アマゾンで作品を盗作された人も、記事にありますように、通報を結局あきらめてしまいました。さぞ悔しいお気持ちだったと察します。現在でもおそらく無断転載と思われるイラストがアマゾンで掲載されている状況です。
とくにアマゾンでは、前述のYouTubeのような仕組みさえありませんから、見つけることさえ大変です。ほとんどのプラットフォームでは自分で探すしかないのが実情です。
しかし、見つけたとしてもプラットフォームは削除してくれず、素性を明かすリスクをおって通報するしかないのです。
結果として、違反者に有利な仕組みになってしまっているのです。
- いつわって権利者として登録してしまえる
- 通報したくとも、素性を明かさないと連絡がとれないという壁に守られている
残念ながら、これらのことが改善されないかぎり、権利者は自衛するしかないのが、実情なのです。
こうして記事を書いている間にも、なんと公式が削除されてしまうという事案も報じられました。
>>違法配信のせいで公式動画が削除された… 人気ラジオ番組で不可解トラブル、文化放送は困惑隠せず : J-CAST ニュース
違法サイトから著作権侵害の申し立てを3回続けてされたため、本日よりYouTubeの方に番組アーカイブのアップロードができなくなりました
しかもスリーアウトを余儀なくされるという、くやしさにじむ結末となっています。
AIによる著作権システムの誤認識が止まりません。
権利者のとれる対応
権利者がとれる対応は数が少ないのが現状です。
- 泣きねいり
- 素性を明かして戦う
- SNSで声をあげる
いずれにしても、権利者の側の負担があきらかに大きいものしかないことがわかります。
ですから、ユーチューバー界隈では事務所に入れれば、そうしたことを事務所がかわりにやってくれるかもしれません。また、テレビ番組や映画制作会社であれば、業界団体がかわりに戦ってくれるかもしれません。

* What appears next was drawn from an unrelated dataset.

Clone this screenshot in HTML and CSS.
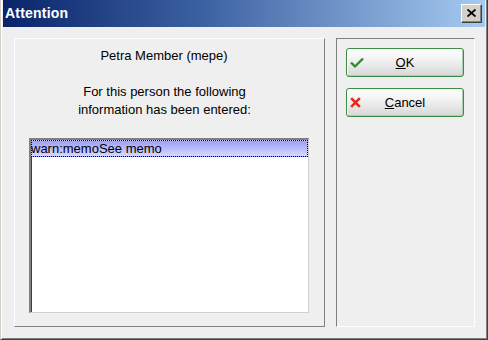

しかし、個人で活動するクリエイターには、その選択肢が少ないことが問題なのです。
ですので、著作権とは異なりますが、韓国では法律で、大手プラットフォーマーに規制をかけようとする動きがではじめています。
>>韓国、アプリ上の決済義務づけ禁止 世界初、法案を可決:朝日新聞デジタル
個人名をさらして戦うということであれば、裁判費用などをクラファンなど募るという動きも出ています。
>>個人クリエイターでもクラファンで裁判資金を調達し、泣き寝入りせず戦い得るという例を示したい | リーガルファンディング
いまは、委託者もおそらくダメなプラットフォームが多いように思います。ですので、SNSで声をあげることは、問題の顕在化という点では悪いことではありません。
集合知により、こうした負の連鎖をとめることができることを願わずにはいられません。
労力の非対称性を解決できるのは何なのでしょうか。
プラットフォームができることは、ほんとうにもう無いのでしょうか。
クリエイターエコノミーに関わるすべての人の問題として、まずはもっと認知されていってほしいと思います。
わたしも微力ながらブログやSNSで発信していきたいと思います。